Il n’empêche. Son regard sur les évolutions de la société demeure, lui aussi, libre. L’affaire de l’annulation du mariage de Lille a encore une fois jeté sur la place publique la question de l’émancipation des filles de tradition musulmane, regrette-t-elle. Et de nouveau, observe Asma, ce débat très mal engagé menace de partir en vrille. Elle trouve « dommage la position du mari ». Mais, précise-t-elle aussitôt, « j’estime aussi qu’on n’a pas le droit de le juger. La chasteté, c’est à chacun de voir si c’est une chose essentielle ou non. »
Stéréotypes
La jeune femme qui n’en dira pas plus déplore la médiatisation de l’affaire qui oblige les musulmanes à opter pour le rôle de la traditionaliste arriérée ou celui de la moderniste athée. La réalité de la vie des étudiantes musulmanes dans la France du début du XXIe siècle ne se réduit pas à ces deux stéréotypes, affirme Asma. Un témoignage que corroborent les études de la sociologue Dounia Bouzar.
« Les jeunes filles musulmanes nées en France ont appris à lire et à dire “je”. Elles savent vérifier dans le Coran les textes et le sens des textes. En l’occurrence, la plupart des jeunes femmes savent très bien que la virginité ne fait pas partie des commandements de l’islam. » Ces dernières années, plusieurs publications ou conférences ont notamment montré que les musulmans de France peuvent évoquer sans tabou des questions liées à la sexualité.

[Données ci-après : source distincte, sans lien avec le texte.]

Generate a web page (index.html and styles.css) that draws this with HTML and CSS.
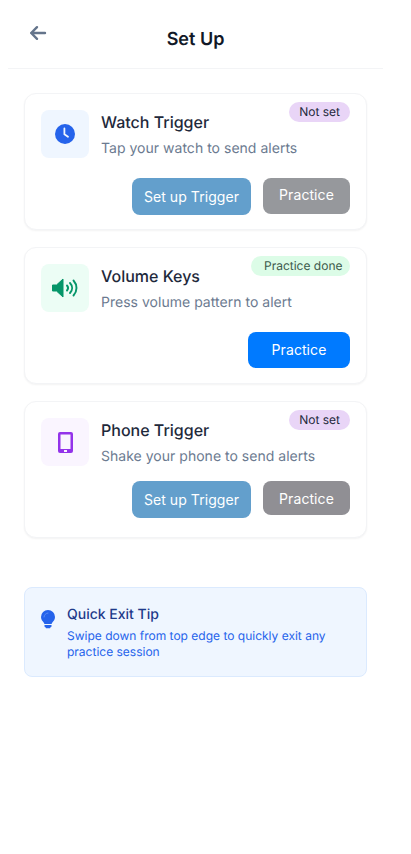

Auteur d’une thèse sur l’émergence de nouvelles élites islamiques en Occident, Amel Boubekeur estime que les polémiques sur le port du voile ont dissimulé un processus d’inculturation plus complexe qu’il n’y paraît. « Entre bricolages religieux sur la question de l’amour et invention d’une nouvelle identité féminine détachée de la tradition, l’apparition d’une population d’étudiantes voilées en France est un enjeu nouveau dans le paysage matrimonial de l’islam de jeunes », écrit la sociologue dans la revue Projet (juillet 2005).
Le problème des cités
L’auteur cite l’exemple de cette Algérienne qui invoque la foi de son ami sénégalais et l’Oumma (la communauté des croyants) pour convaincre ses parents d’accepter une union extra-communautaire.
Toutes les jeunes filles issues de l’immigration n’ont pas la chance de faire des études ni de s’émanciper de l’autorité familiale. Pour la sociologue Leïla Babès, le problème concerne les cités où les jeunes filles vivent sous le contrôle permanent « des parents, des grands frères ou des prédicateurs ».
D’origine algérienne, l’universitaire relève au passage un paradoxe. Alors que l’ensemble des pays maghrébins connaît un lent mais irrésistible mouvement d’ouverture des mœurs, c’est en Occident que de vieilles pratiques réapparaissent. « Dans les grandes villes du Maghreb, note Leïla Babès, les mariages arrangés disparaissent. En France, au contraire, on voit maintenant se multiplier les mariages au bled qui avaient disparu il y a vingt ans. »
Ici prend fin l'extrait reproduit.